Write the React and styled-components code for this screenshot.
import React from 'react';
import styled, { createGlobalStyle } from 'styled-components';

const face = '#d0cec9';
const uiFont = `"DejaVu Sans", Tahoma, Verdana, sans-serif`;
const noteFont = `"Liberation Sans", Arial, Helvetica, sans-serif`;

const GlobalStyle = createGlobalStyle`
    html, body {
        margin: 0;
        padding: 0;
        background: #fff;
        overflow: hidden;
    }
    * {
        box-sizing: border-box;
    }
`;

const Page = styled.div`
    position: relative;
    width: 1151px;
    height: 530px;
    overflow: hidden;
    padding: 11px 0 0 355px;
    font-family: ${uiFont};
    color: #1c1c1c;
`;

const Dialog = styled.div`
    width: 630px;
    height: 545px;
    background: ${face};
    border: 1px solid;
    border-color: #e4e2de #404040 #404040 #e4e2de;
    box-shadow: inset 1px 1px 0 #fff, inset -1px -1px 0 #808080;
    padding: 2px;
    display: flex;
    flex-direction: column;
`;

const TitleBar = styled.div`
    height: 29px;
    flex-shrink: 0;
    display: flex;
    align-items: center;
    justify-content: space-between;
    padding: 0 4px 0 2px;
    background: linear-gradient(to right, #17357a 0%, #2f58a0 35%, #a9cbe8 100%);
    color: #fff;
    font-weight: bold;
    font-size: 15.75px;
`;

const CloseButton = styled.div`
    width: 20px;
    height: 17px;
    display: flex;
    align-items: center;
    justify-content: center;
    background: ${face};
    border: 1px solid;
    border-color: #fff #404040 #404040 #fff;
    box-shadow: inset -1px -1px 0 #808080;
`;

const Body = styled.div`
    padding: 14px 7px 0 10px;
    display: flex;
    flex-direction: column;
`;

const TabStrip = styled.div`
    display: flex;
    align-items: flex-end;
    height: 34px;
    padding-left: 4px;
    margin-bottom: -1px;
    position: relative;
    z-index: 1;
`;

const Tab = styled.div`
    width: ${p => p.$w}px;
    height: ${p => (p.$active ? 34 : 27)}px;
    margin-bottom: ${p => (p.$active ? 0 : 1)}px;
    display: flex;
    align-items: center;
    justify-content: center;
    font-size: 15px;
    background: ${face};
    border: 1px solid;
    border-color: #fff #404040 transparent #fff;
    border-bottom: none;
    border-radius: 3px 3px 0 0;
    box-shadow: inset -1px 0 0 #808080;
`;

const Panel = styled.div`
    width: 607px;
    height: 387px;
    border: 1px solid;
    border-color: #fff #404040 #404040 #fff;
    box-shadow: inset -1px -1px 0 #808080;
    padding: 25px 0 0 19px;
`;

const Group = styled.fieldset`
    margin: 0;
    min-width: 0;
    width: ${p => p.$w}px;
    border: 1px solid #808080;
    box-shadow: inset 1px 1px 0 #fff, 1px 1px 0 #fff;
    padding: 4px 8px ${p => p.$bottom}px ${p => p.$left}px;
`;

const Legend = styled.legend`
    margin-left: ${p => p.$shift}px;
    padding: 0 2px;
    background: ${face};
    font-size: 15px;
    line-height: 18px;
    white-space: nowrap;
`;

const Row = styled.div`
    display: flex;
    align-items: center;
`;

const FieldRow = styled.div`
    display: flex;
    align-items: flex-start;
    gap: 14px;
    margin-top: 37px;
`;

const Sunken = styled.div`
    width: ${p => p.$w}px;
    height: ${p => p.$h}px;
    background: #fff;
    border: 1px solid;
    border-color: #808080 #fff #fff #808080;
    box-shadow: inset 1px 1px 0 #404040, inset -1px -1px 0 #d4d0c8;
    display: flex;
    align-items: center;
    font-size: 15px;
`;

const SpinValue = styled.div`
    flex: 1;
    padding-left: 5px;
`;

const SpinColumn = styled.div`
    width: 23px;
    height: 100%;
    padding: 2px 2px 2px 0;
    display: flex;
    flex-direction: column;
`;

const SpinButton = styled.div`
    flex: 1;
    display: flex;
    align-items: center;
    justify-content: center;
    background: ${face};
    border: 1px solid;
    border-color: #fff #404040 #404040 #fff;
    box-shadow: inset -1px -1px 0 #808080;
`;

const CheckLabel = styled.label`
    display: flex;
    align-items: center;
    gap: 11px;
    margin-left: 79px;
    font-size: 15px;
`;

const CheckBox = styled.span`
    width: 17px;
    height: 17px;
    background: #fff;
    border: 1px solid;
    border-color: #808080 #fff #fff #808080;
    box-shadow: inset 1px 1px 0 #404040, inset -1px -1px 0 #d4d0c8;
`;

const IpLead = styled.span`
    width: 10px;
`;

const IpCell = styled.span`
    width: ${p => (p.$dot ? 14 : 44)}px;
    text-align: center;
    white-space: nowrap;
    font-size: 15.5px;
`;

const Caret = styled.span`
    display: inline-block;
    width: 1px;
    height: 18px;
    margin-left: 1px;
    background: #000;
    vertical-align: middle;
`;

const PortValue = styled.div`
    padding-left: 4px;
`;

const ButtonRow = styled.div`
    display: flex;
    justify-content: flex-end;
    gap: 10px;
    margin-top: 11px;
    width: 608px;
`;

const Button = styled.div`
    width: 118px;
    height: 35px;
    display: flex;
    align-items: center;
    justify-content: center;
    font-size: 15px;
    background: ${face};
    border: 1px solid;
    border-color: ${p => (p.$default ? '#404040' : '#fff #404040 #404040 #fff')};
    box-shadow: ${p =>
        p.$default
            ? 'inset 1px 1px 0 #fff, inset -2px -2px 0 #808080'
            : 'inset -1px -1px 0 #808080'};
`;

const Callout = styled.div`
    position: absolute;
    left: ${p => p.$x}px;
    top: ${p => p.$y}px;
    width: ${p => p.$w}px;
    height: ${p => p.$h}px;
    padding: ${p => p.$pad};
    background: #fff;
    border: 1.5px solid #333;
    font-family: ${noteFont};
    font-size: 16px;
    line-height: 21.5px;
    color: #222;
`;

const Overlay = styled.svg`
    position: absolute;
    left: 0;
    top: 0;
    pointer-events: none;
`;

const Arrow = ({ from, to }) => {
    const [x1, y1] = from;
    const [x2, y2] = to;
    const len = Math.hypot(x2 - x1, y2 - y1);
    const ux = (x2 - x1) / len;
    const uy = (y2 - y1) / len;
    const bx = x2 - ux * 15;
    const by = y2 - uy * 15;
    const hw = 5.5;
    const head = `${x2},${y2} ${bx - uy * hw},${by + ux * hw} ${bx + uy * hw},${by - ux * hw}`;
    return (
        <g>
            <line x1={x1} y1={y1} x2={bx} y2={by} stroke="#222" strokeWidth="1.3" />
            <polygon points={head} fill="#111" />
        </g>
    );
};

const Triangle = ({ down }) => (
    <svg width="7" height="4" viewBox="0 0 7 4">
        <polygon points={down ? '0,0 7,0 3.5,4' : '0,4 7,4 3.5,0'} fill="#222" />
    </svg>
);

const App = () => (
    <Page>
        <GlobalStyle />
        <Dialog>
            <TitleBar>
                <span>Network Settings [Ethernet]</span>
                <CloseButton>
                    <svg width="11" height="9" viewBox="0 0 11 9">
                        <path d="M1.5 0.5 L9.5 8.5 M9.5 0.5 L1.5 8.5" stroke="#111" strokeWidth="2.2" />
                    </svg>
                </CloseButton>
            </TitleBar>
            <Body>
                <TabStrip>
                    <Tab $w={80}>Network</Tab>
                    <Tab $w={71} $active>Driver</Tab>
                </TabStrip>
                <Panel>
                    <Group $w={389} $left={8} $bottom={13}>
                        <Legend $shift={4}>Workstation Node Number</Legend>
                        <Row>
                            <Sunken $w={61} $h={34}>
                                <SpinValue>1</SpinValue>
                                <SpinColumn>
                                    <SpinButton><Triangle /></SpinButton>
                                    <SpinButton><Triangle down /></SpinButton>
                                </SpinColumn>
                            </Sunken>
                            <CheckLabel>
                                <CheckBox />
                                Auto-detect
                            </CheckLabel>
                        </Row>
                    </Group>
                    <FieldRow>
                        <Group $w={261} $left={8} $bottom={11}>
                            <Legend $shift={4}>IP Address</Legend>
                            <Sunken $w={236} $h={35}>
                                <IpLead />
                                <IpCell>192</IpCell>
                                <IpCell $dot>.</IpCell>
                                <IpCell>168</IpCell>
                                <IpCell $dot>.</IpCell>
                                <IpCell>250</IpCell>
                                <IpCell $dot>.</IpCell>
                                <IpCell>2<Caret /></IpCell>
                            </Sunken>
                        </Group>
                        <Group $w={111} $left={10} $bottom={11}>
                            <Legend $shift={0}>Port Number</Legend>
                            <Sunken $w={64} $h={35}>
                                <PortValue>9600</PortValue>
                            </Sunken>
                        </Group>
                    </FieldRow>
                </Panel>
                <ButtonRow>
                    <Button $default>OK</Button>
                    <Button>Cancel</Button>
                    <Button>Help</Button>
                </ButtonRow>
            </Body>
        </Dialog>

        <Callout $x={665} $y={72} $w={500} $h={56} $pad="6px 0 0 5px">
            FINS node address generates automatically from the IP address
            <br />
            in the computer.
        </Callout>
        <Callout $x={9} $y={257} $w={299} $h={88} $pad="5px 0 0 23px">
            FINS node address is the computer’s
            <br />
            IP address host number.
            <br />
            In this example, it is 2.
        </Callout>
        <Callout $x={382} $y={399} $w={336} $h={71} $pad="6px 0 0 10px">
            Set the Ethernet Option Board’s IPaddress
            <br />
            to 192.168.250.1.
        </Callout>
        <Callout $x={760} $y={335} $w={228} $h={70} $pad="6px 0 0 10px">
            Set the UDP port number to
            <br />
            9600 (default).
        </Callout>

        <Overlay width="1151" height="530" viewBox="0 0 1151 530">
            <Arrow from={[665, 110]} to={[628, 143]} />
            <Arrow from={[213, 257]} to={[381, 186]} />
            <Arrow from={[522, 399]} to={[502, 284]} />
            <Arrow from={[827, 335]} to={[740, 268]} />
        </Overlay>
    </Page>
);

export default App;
====
• _Do this_
Which lines above hold the word "React"? Copy each of them.

• _Written answer_
Write the React and styled-components code for this screenshot.
import React from 'react';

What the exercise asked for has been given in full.